During the mid-forties I came across a book with an intriguing title: Darwin, Marx, Wagner by Jacques Barzun, of Columbia University. I was so taken by this book that I began to read and collect his other titles. The erudite Dr. Barzun is a true scholar, a polymath, and a polished writer in many disciplines.
Albert Jay Nock came within my orbit just before World War II, with his department in The American Mercury. But it was not until the spring of ’46, when I returned to the States, that I picked up Memoirs of a Superfluous Man. I read it entirely during a forty-eight-hour coach ride from San Francisco to Chicago. From then on I was hooked! Fifteen years later three of us Nock fans formed the Nockian Society: “No officers; No dues; No meetings…”
I stumbled onto Christopher Dawson many years ago; he taught me much about Western civilization and Christendom that I had not learned in college or seminary.
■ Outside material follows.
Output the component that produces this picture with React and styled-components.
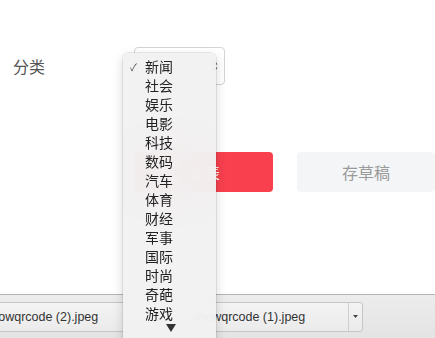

Another favorite historian of Christendom is W. G. de Burgh, a professor of philosophy at the University of Reading. His Legacy of the Ancient World is kept in print as a Penguin paperback; it’s worth owning.
Gerald Heard, a much-neglected thinker, came to America from England in the mid-thirties. He wrote on anthropology, history, and science, as well as philosophy. His Preface to Prayer is of particular interest to clergy, as are his short books on the Lord’s Prayer and the Beatitudes, The Creed of Christ and The Code of Christ.
There are many others to whom I am deeply indebted; most of them know who they are, and I hope I’ll be forgiven for not naming them.